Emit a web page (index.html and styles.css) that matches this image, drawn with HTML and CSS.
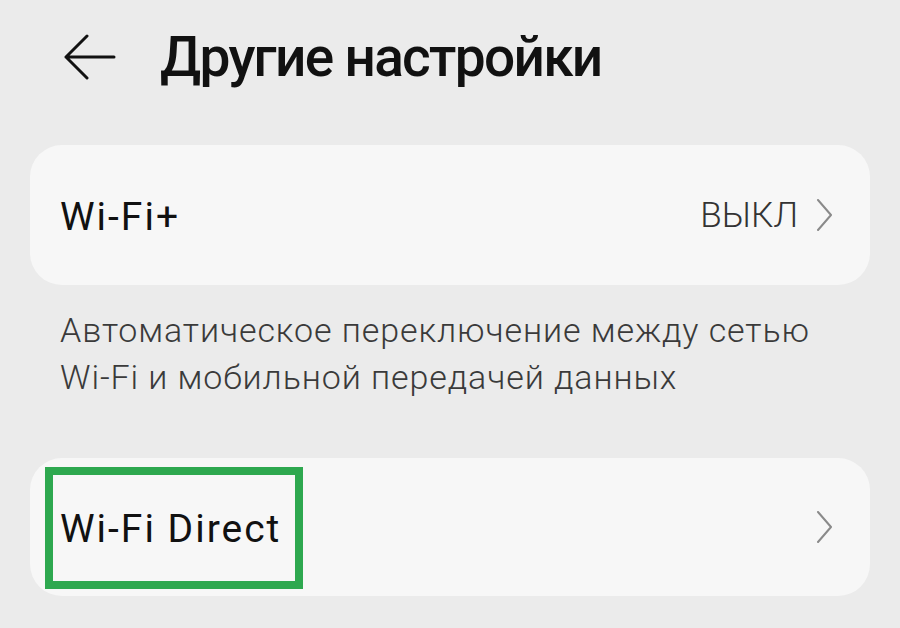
FILE: index.html
```html
<!DOCTYPE html>
<html lang="ru">
<head>
<meta charset="utf-8">
<title>Другие настройки</title>
<link rel="stylesheet" href="styles.css">
</head>
<body>
<div class="page">
  <header class="header">
    <svg class="back" width="52" height="48" viewBox="0 0 52 48">
      <path d="M23 3 L2 24 L23 45 M2 24 L50 24" fill="none" stroke="#111" stroke-width="3" stroke-linecap="round" stroke-linejoin="round"/>
    </svg>
    <h1 class="title">Другие настройки</h1>
  </header>

  <div class="card">
    <span class="label">Wi-Fi+</span>
    <span class="value">ВЫКЛ
      <svg class="chev" width="18" height="32" viewBox="0 0 18 32"><path d="M2 1 L15 16 L2 31" fill="none" stroke="#8a8a8a" stroke-width="2" stroke-linecap="round" stroke-linejoin="round"/></svg>
    </span>
  </div>

  <p class="desc">Автоматическое переключение между сетью<br>Wi-Fi и мобильной передачей данных</p>

  <div class="card card-direct">
    <span class="label">Wi-Fi Direct</span>
    <svg class="chev" width="18" height="32" viewBox="0 0 18 32"><path d="M2 1 L15 16 L2 31" fill="none" stroke="#8a8a8a" stroke-width="2" stroke-linecap="round" stroke-linejoin="round"/></svg>
    <div class="highlight"></div>
  </div>
</div>
</body>
</html>
```

FILE: styles.css
```css
html, body {
  margin: 0;
  padding: 0;
  background: #ebebeb;
}
body {
  font-family: Roboto, "Noto Sans", sans-serif;
  color: #111;
  width: 900px;
  height: 628px;
  overflow: hidden;
}
.page {
  padding: 0 30px;
}
.header {
  height: 114px;
  display: flex;
  align-items: center;
  padding-left: 34px;
}
.back {
  flex: none;
}
.title {
  margin: 0 0 0 44px;
  font-size: 55px;
  font-weight: 500;
  letter-spacing: -1.7px;
  line-height: 1;
}
.card {
  margin-top: 31px;
  height: 140px;
  border-radius: 32px;
  background: #f7f7f7;
  display: flex;
  align-items: center;
  justify-content: space-between;
  padding: 0 36px 0 30px;
  box-sizing: border-box;
  position: relative;
}
.label {
  font-size: 39px;
  font-weight: 400;
  letter-spacing: 2px;
  color: #111;
  padding-top: 4px;
}
.value {
  display: flex;
  align-items: center;
  gap: 18px;
  font-size: 35px;
  font-weight: 300;
  color: #333;
}
.desc {
  margin: 22px 0 0;
  padding: 0 30px;
  font-size: 34px;
  line-height: 47px;
  font-weight: 300;
  letter-spacing: 0.9px;
  color: #3a3a3a;
}
.card-direct {
  margin-top: 57px;
  height: 138px;
}
.highlight {
  position: absolute;
  left: 15px;
  top: 9px;
  width: 258px;
  height: 122px;
  box-sizing: border-box;
  border: 8px solid #2ea84f;
}
```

* * * * *

— Task requirements —
Output the data exactly. Pictures don't belong in the result.

— The answer —
Emit a web page (index.html and styles.css) that matches this image, drawn with HTML and CSS.
FILE: index.html
```html
<!DOCTYPE html>
<html lang="ru">
<head>
<meta charset="utf-8">
<title>Другие настройки</title>
<link rel="stylesheet" href="styles.css">
</head>
<body>
<div class="page">
  <header class="header">
    <svg class="back" width="52" height="48" viewBox="0 0 52 48">
      <path d="M23 3 L2 24 L23 45 M2 24 L50 24" fill="none" stroke="#111" stroke-width="3" stroke-linecap="round" stroke-linejoin="round"/>
    </svg>
    <h1 class="title">Другие настройки</h1>
  </header>

  <div class="card">
    <span class="label">Wi-Fi+</span>
    <span class="value">ВЫКЛ
      <svg class="chev" width="18" height="32" viewBox="0 0 18 32"><path d="M2 1 L15 16 L2 31" fill="none" stroke="#8a8a8a" stroke-width="2" stroke-linecap="round" stroke-linejoin="round"/></svg>
    </span>
  </div>

  <p class="desc">Автоматическое переключение между сетью<br>Wi-Fi и мобильной передачей данных</p>

  <div class="card card-direct">
    <span class="label">Wi-Fi Direct</span>
    <svg class="chev" width="18" height="32" viewBox="0 0 18 32"><path d="M2 1 L15 16 L2 31" fill="none" stroke="#8a8a8a" stroke-width="2" stroke-linecap="round" stroke-linejoin="round"/></svg>
    <div class="highlight"></div>
  </div>
</div>
</body>
</html>
```

FILE: styles.css
```css
html, body {
  margin: 0;
  padding: 0;
  background: #ebebeb;
}
body {
  font-family: Roboto, "Noto Sans", sans-serif;
  color: #111;
  width: 900px;
  height: 628px;
  overflow: hidden;
}
.page {
  padding: 0 30px;
}
.header {
  height: 114px;
  display: flex;
  align-items: center;
  padding-left: 34px;
}
.back {
  flex: none;
}
.title {
  margin: 0 0 0 44px;
  font-size: 55px;
  font-weight: 500;
  letter-spacing: -1.7px;
  line-height: 1;
}
.card {
  margin-top: 31px;
  height: 140px;
  border-radius: 32px;
  background: #f7f7f7;
  display: flex;
  align-items: center;
  justify-content: space-between;
  padding: 0 36px 0 30px;
  box-sizing: border-box;
  position: relative;
}
.label {
  font-size: 39px;
  font-weight: 400;
  letter-spacing: 2px;
  color: #111;
  padding-top: 4px;
}
.value {
  display: flex;
  align-items: center;
  gap: 18px;
  font-size: 35px;
  font-weight: 300;
  color: #333;
}
.desc {
  margin: 22px 0 0;
  padding: 0 30px;
  font-size: 34px;
  line-height: 47px;
  font-weight: 300;
  letter-spacing: 0.9px;
  color: #3a3a3a;
}
.card-direct {
  margin-top: 57px;
  height: 138px;
}
.highlight {
  position: absolute;
  left: 15px;
  top: 9px;
  width: 258px;
  height: 122px;
  box-sizing: border-box;
  border: 8px solid #2ea84f;
}
```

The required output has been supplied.